Feinstein has effectively called on Sanders to drop out of the race, saying, “He ought to be able to read the signposts as well as anybody else, and if he did that, he would know that it’s all but over.” She said the nation would be “better off” if he “were to consider putting his campaign in the very real perspective that it’s in.”

For her part, Boxer played a central role in the provocation around the Nevada caucus, where state Democrats called in Sheriff’s deputies to shut down the state Democratic convention to preserve a Clinton victory. Boxer claimed that Sanders supporters reacted violently: “It was a scary situation. It was frightening. I was on the stage. People were six feet away from me. If I didn’t have a lot of security, I don’t know what would have happened.”

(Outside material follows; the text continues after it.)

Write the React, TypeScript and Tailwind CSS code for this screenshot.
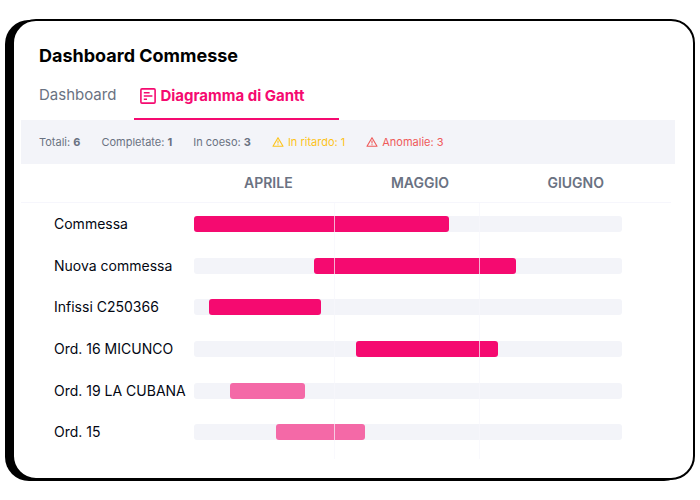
import type { ReactNode } from 'react'

const months = ['APRILE', 'MAGGIO', 'GIUGNO']

// start and end are percentages of the visible timeline
const orders = [
  { name: 'Commessa', start: 0, end: 59.6, planned: false },
  { name: 'Nuova commessa', start: 28.1, end: 75.2, planned: false },
  { name: 'Infissi C250366', start: 3.6, end: 29.7, planned: false },
  { name: 'Ord. 16 MICUNCO', start: 37.9, end: 71, planned: false },
  { name: 'Ord. 19 LA CUBANA', start: 8.3, end: 26, planned: true },
  { name: 'Ord. 15', start: 19.2, end: 40, planned: true },
]

const monthLines = [32.8, 66.5]

function GanttIcon() {
  return (
    <svg viewBox="0 0 16 16" className="size-4" fill="none" stroke="currentColor" strokeWidth="1.6" aria-hidden="true">
      <rect x="0.9" y="0.9" width="14.2" height="14.2" rx="1.1" />
      <path d="M3.8 4.7h5.8M3.8 8h8.6M3.8 11.3h3.2" />
    </svg>
  )
}

function WarningIcon() {
  return (
    <svg viewBox="0 0 12 12" className="size-3" fill="none" stroke="currentColor" strokeWidth="1.1" aria-hidden="true">
      <path d="M6 1.7 11 10.3H1Z" strokeLinejoin="round" />
      <path d="M6 4.6v2.9M6 8.2v1" />
    </svg>
  )
}

function Stat({ label, children }: { label: string; children: ReactNode }) {
  return (
    <span>
      {label}: <strong className="font-bold">{children}</strong>
    </span>
  )
}

export default function App() {
  return (
    <main className="bg-white pt-[19px] pr-[5px] pb-5 pl-3 font-['Inter',sans-serif]">
      <section className="rounded-3xl border-2 border-black bg-white pt-[23px] pb-[19px] shadow-[-7px_1px_0_0_#000]">
        <h1 className="pl-[25px] text-[18px] leading-6 font-bold text-black">Dashboard Commesse</h1>

        <nav className="mt-3 flex gap-[18px] pl-[25px] text-[15px]">
          <a href="#dashboard" className="h-10 pt-[3px] leading-6 text-gray-500">
            Dashboard
          </a>
          <a
            href="#gantt"
            aria-current="page"
            className="flex h-10 w-[205px] items-start gap-1 border-b-2 border-[#f50a70] pt-1 pl-1.5 leading-6 font-bold text-[#f50a70]"
          >
            <span className="flex h-6 items-center">
              <GanttIcon />
            </span>
            Diagramma di Gantt
          </a>
        </nav>

        <div className="mr-[18px] ml-[7px] flex h-11 items-center gap-[21px] bg-[#f3f4f9] pl-[18px] text-[11px] text-gray-500">
          <Stat label="Totali">6</Stat>
          <Stat label="Completate">1</Stat>
          <Stat label="In coeso">3</Stat>
          <span className="flex items-center gap-1 text-[#fdc31b]">
            <WarningIcon />
            In ritardo: 1
          </span>
          <span className="flex items-center gap-1 text-[#ef5a5a]">
            <WarningIcon />
            Anomalie: 3
          </span>
        </div>

        <div className="mr-[22px] ml-[7px] flex h-[39px] items-center justify-between border-b border-[#f6f6fc] pr-[67px] pl-[223px] text-[14px] leading-5 font-semibold text-gray-500">
          {months.map((month) => (
            <span key={month}>{month}</span>
          ))}
        </div>

        <div className="relative pr-[71px] pb-1.5 pl-10">
          <ul className="flex h-[250px] flex-col">
            {orders.map((order) => (
              <li key={order.name} className="flex flex-1 items-center">
                <span className="w-[140px] shrink-0 text-[14px] leading-5 whitespace-nowrap text-gray-950">
                  {order.name}
                </span>
                <div className="flex h-4 flex-1 rounded-[3px] bg-[#f3f4f9]">
                  <div
                    className={order.planned ? 'rounded-[3px] bg-[#f469a7]' : 'rounded-[3px] bg-[#f50a70]'}
                    style={{ marginLeft: `${order.start}%`, width: `${order.end - order.start}%` }}
                  />
                </div>
              </li>
            ))}
          </ul>

          {/* Month separators, drawn over the bars */}
          <div className="pointer-events-none absolute inset-y-0 right-[71px] left-[180px]">
            {monthLines.map((left) => (
              <div key={left} className="absolute inset-y-0 w-px bg-[#f6f6fc]/70" style={{ left: `${left}%` }} />
            ))}
          </div>
        </div>
      </section>
    </main>
  )
}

Initial claims of chairs being thrown, arrests and violent action by Sanders’ supporters were later proven false. Sanders has since defended Boxer, praising her role on the Senate environmental committee.

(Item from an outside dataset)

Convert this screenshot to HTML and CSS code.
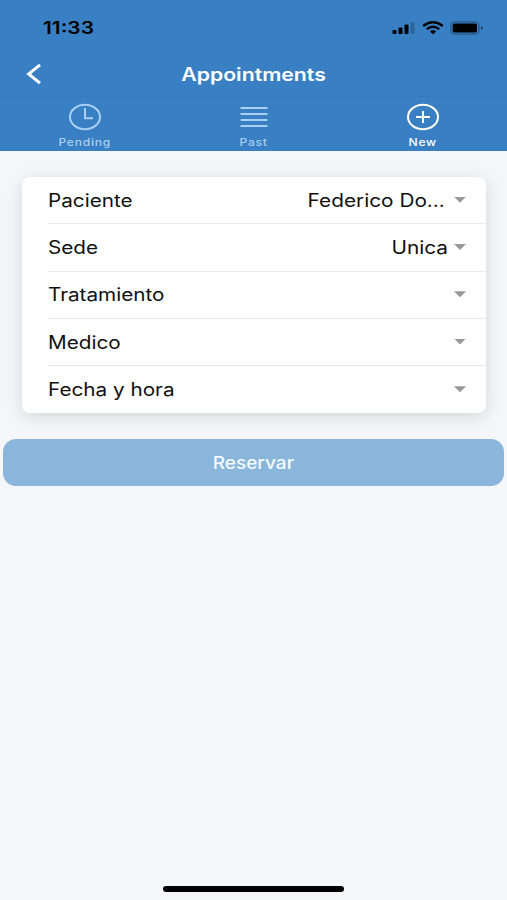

California is dominated by the Democratic Party, which controls nearly every state office. A failure by the preferred candidate of the party apparatus would be a major blow, particularly given the deep unpopularity of Clinton nationally.

The role of the Sanders campaign is to convince workers and youth that they should place their hopes in the same Democratic Party that has overseen the massive social cuts and an immense growth in inequality under Obama. “I think that Democrats do well when the voter turnout is high,” said Sanders in an interview at the beginning of the month on NPR’s Morning Edition. “Republicans lose when the voter turnout is high. So I’m going to do everything I can to stimulate political discourse in this country—get young people, working people involved in the political process.”

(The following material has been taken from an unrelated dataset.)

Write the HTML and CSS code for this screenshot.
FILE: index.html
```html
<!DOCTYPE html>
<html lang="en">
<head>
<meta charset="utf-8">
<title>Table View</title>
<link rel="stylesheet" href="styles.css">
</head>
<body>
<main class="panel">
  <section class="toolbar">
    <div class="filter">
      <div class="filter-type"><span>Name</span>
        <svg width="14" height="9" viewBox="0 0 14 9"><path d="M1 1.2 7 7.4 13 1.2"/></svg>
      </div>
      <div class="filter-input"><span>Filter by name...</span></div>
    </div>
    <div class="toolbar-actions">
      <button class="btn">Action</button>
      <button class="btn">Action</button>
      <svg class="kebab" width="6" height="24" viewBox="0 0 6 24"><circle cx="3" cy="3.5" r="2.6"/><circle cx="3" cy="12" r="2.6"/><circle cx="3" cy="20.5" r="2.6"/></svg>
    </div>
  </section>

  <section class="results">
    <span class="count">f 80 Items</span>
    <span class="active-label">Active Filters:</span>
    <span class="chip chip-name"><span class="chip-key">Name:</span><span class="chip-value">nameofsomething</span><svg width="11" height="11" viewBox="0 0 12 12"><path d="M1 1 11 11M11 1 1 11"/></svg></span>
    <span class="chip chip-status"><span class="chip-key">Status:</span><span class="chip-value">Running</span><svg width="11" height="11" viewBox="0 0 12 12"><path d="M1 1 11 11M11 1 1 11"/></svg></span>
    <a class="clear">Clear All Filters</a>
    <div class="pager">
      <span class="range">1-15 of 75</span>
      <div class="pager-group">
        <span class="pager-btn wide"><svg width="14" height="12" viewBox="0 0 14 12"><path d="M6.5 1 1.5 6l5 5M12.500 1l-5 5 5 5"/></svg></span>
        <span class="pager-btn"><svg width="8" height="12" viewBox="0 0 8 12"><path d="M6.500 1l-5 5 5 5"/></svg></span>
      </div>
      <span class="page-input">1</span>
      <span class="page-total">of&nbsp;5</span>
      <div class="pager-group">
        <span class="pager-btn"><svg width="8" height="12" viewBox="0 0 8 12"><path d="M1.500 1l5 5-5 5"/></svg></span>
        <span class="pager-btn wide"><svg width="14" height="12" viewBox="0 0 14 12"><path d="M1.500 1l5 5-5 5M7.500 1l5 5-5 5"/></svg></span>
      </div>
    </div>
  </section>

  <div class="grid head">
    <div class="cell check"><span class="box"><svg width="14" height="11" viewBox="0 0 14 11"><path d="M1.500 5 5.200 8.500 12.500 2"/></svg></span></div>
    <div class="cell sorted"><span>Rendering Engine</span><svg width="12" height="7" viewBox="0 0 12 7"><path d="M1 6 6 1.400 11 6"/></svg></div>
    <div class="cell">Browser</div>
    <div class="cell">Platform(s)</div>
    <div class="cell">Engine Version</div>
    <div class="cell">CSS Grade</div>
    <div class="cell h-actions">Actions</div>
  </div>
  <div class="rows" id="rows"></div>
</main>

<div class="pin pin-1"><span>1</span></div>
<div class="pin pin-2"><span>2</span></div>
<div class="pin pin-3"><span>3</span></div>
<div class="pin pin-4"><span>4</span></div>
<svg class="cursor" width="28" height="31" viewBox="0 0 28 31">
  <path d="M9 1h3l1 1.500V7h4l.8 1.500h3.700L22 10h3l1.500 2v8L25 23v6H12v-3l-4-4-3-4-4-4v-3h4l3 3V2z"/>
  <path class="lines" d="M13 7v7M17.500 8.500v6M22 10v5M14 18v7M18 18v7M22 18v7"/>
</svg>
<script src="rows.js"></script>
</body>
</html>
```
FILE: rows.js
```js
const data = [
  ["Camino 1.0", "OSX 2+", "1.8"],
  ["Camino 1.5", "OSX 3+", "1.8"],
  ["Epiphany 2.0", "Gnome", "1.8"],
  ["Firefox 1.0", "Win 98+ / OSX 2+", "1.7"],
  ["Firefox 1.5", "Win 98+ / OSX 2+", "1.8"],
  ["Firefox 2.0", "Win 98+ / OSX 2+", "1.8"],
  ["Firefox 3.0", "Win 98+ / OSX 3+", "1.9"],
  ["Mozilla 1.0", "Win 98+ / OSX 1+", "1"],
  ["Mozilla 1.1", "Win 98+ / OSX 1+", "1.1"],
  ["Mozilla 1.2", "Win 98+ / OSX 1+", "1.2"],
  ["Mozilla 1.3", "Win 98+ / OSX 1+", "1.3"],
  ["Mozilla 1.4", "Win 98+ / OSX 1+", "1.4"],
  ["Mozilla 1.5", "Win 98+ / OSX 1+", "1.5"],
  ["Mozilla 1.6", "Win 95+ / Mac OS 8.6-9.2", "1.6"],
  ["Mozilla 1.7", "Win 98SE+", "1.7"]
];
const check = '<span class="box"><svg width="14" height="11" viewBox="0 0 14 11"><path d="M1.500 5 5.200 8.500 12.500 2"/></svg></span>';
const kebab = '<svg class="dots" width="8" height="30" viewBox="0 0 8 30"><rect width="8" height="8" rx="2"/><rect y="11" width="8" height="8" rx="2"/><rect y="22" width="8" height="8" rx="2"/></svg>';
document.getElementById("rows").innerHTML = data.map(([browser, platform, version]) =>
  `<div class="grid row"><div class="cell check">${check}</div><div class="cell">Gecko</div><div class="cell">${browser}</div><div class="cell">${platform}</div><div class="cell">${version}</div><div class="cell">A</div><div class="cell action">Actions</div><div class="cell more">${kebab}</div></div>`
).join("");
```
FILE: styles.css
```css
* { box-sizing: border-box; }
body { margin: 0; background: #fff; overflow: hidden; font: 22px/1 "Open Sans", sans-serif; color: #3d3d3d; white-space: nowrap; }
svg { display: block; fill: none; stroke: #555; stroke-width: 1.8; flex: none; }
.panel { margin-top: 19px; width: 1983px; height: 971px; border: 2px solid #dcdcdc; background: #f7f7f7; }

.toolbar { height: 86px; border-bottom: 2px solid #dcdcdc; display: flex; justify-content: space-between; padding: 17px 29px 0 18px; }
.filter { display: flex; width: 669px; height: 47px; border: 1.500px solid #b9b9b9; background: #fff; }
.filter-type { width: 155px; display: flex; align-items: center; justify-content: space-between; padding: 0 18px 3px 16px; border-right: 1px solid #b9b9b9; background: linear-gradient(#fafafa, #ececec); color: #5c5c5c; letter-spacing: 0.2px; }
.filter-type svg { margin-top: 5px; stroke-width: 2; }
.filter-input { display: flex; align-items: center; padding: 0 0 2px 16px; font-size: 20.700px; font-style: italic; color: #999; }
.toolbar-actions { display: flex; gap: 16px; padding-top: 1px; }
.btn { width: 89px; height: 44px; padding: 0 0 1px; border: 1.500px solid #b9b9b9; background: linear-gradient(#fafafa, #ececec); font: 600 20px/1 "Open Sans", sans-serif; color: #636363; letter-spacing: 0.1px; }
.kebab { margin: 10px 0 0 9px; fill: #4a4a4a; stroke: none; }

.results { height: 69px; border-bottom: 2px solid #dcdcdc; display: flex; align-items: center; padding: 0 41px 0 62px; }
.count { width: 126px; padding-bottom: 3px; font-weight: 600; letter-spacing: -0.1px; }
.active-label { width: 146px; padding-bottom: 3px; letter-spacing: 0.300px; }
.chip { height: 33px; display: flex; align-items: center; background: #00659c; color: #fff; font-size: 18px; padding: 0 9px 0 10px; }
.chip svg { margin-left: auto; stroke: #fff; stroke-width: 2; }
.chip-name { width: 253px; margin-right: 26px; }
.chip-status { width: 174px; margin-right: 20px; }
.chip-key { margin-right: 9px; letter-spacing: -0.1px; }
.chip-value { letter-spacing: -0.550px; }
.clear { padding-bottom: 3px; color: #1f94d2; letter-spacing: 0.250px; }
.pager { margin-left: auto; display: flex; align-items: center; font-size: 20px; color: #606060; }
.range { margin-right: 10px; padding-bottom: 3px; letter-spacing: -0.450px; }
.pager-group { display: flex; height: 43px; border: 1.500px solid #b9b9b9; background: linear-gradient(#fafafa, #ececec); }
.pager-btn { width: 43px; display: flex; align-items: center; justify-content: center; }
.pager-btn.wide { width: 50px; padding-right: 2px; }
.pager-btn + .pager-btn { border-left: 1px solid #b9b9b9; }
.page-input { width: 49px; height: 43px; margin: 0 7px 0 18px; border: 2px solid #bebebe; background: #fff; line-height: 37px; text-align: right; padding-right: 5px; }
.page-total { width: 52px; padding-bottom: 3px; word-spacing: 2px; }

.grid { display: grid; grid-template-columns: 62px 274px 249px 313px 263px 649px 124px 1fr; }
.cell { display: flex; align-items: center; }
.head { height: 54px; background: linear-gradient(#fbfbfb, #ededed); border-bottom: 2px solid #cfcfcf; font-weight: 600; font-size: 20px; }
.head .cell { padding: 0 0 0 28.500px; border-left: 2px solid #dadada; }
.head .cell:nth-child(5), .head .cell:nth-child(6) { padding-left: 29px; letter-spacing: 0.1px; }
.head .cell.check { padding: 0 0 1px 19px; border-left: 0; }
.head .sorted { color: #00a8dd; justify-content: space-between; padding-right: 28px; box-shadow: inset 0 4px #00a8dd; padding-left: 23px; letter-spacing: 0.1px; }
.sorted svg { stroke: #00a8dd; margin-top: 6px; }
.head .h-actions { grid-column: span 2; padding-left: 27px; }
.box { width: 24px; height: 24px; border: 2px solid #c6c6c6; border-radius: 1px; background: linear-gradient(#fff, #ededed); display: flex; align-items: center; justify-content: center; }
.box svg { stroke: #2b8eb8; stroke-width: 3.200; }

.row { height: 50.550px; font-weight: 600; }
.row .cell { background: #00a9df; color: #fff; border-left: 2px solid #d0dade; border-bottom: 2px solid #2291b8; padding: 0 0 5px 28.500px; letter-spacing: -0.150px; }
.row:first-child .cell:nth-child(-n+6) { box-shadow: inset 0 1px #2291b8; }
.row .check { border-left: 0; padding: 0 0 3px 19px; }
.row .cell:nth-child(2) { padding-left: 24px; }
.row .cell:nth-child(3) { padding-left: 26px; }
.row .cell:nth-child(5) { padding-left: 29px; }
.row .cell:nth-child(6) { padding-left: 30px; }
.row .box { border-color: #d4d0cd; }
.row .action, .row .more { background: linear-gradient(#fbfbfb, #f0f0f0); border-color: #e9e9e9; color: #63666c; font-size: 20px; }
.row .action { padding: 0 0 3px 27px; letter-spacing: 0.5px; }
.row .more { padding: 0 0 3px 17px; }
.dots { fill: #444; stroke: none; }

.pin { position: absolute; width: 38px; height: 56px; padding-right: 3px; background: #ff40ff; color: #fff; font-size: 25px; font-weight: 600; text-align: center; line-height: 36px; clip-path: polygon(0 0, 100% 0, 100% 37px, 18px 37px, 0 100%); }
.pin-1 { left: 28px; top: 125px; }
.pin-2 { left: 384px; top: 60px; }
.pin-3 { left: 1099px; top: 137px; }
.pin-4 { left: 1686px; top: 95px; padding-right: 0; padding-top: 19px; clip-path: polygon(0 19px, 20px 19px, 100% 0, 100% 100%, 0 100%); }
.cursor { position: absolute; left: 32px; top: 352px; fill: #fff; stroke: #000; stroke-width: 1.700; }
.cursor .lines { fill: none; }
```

In recent days he has emphasized his commitment to backing Clinton if she is nominated.

Voters in the California Democratic Party primaries have to be registered as Democrats. Between mid-March and mid-May, according to California Secretary of State Alex Padilla, there was an increase of 220,000 voters who registered as Democrats, bringing the state total up to 7.7 million. In comparison, there were only 70,000 additional registrations for the Republican Party, for a total of 4.8 million.

Sanders has been recognized for his service by some of the same Democratic officials who want him to drop out of the race.

“Bernie’s entry in the race I think was very helpful, because he was able to communicate to the young people who were longing to hear their grievances addressed,” Sen. Boxer said in an interview with SiriusXM’s Julie Mason. “He connected with a whole group of voters who don’t ordinarily vote.”

While supporting his efforts to bring in voters for the party establishment, leading Democrats are concerned with his plan to fight the nomination through to the convention. They are afraid that the social layers he mobilizes with the slogan of “political revolution” against the “billionaire class,” are not going to follow his lead in endorsing a Clinton candidacy.

The support for Sanders in California is a reflection of the same social crisis that has been motivating his supporters throughout the country. The cost of living has skyrocketed in the state, while wages have declined since the 2008 crash. Median home prices in the state are over double the national average, and rental prices are 50 percent higher. A third of California families struggle every month to meet basic needs, according to a report by United Ways of California. The Democratic administration of Governor Brown has slashed pensions, cut education funding and forced through concessions contracts on public employees.

Under these conditions, leading Democrats are worried that a contested convention will get out of hand. In the 1968 Democratic National Convention in Chicago, the Democratic mayor unleashed police to violently disperse antiwar protesters and the party is concerned that Sanders will not be able to line his supporters up behind the nominee and they will need to publicly do that again.

“It worries me a great deal,” Feinstein told CNN’s Manu Raju about Sanders plan to contest the convention. “You know, I don’t want to go back to the ‘68 convention, because I worry about what it does to the electorate as a whole—and [Sanders] should, too.”